Uma possível, e que circula desde que o filme foi exibido no Festival de Cannes, é que teria tendência à homofobia - ou pelo menos a incentivaria. Dentro da prisão, Steven conhece Phillip Morris (McGregor) e faz de tudo para facilitar a vida do namorado, até pagar para que o detento vizinho que berra a noite toda seja espancado. O casal vive, na prática, em um regime de exceção, comendo camarão e chocolate - e o pesadelo de qualquer reacionário, aqui do lado de fora, é imaginar um mundo em que os gays tenham mais direitos do que ele.
Ao mesmo tempo, é possível enxergar a cadeia como o único lugar onde Steven e Phillip foram felizes de verdade. Ali todos são iguais - ainda que "nivelados por baixo", reduzidos a um número no uniforme branco - e não há a necessidade do teatro social que Steven interpreta do lado de fora, jogando golfe com chefes e fingindo ter uma noiva. O catálogo de disfarces do ladrão então ganha outra conotação - a falta de identidade de Steven seria uma contínua ameaça de sair do armário. E sair do armário de verdade, porque ser gay em Miami não conta.

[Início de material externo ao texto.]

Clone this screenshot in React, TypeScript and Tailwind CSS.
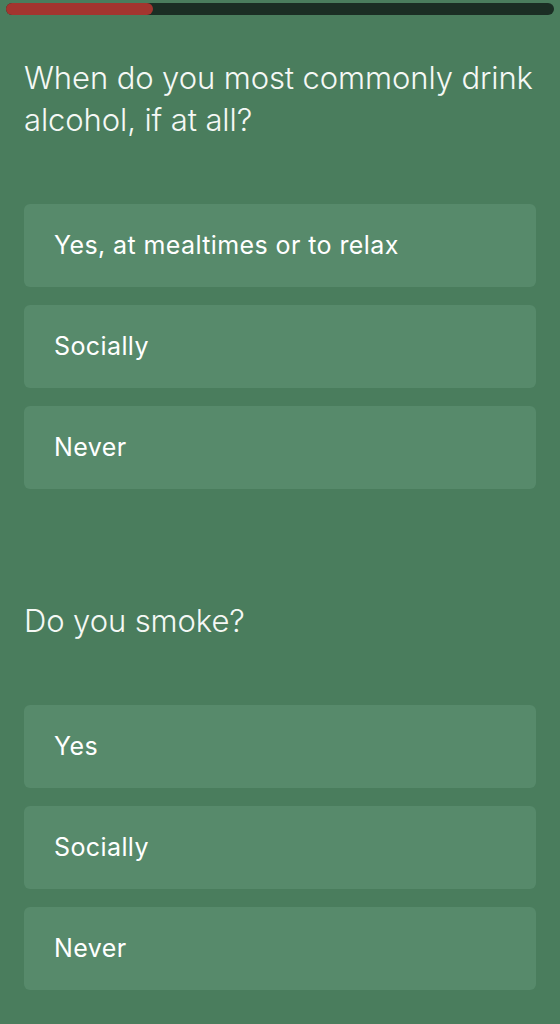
const questions = [
  {
    title: "When do you most commonly drink alcohol, if at all?",
    options: ["Yes, at mealtimes or to relax", "Socially", "Never"],
  },
  {
    title: "Do you smoke?",
    options: ["Yes", "Socially", "Never"],
  },
];

export default function App() {
  return (
    <div className="min-h-[1024px] w-full bg-[#4a7d5d] font-['Inter','Liberation_Sans',sans-serif] text-white">
      <div className="mx-[6px] pt-[3px]">
        <div className="h-3 w-full rounded-full bg-[#1b2e24]">
          <div className="h-3 w-[147px] rounded-full bg-[#a3352f]" />
        </div>
      </div>

      <div className="px-6">
        {questions.map((q, i) => (
          <section key={i} className={i === 0 ? "mt-[42px]" : "mt-[111px]"}>
            <h2 className="text-[31px] font-light leading-[42px] tracking-[-0.1px] text-[#f5f8f5]">
              {q.title}
            </h2>
            <div className="mt-[63px] flex flex-col gap-[18px]">
              {q.options.map((opt) => (
                <button
                  key={opt}
                  type="button"
                  className="flex h-[83px] items-center rounded-md bg-[#578a6b] pl-[30px] text-left text-[25px] tracking-[0.4px] text-white"
                >
                  {opt}
                </button>
              ))}
            </div>
          </section>
        ))}
      </div>
    </div>
  );
}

São duas leituras possíveis de um filme que, talvez ciente dessa polarização, começa automaticamente a sabotar aqueles (como os críticos de cinema) que tentam achar em filmes uma unidade. Essa é a grande sacada de Requa e Ficarra, estreantes na direção: impedir uma interpretação ao sugerir várias.
Porque na verdade Steven faz o que faz não por ser gay, mas para suprir a falta de sua mãe. Adotado na infância, ele passou a vida inteira tentando provar aos outros que poderia ser amado e ter "a vida que merece", como diz. Repare que Steven revê a mãe adotiva em delírio, quando está na cama à beira da morte. Mas e se ele não estiver morrendo de fato? E se for outro golpe? Essa reminiscência do passado teria sido um engodo, e o artifício de Requa e Ficarra para nos despistar, desmascarado.

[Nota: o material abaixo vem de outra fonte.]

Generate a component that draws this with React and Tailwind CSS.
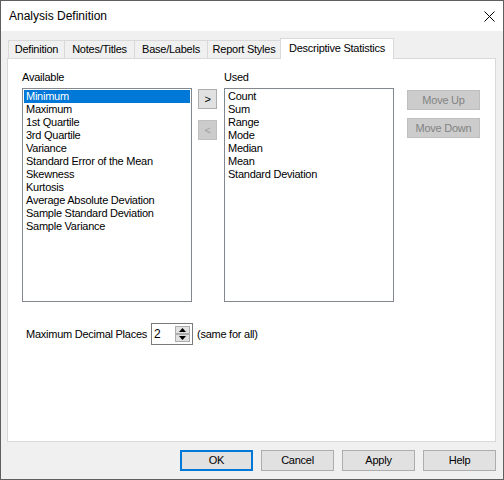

Se bem que Steven vivia no Texas, Estado conservador, e no fim do filme descobrimos que as fugas constantes do malandro eram um embaraço para o então governador, George W. Bush. Se Steven diz que o resto das pessoas são idiotas, ele se refere ao "fuckin' Texas", o que torna I Love you Phillip Morris não uma provocação, com direito a cenas quase explícitas de felação, mas um filme político.
Mas na verdade Steven age para se vingar da carolice da sua ex-esposa, que sempre disse que Jesus tinha um plano maior para ele. O céu aparece o tempo todo em I Love you Phillip Morris, até mesmo pintado no teto do tribunal (acompanhado nessa cena de música lírica), então o que o nosso herói faz, no fundo, é pintar um falo na cara de Deus.
Ou todas as alternativas anteriores.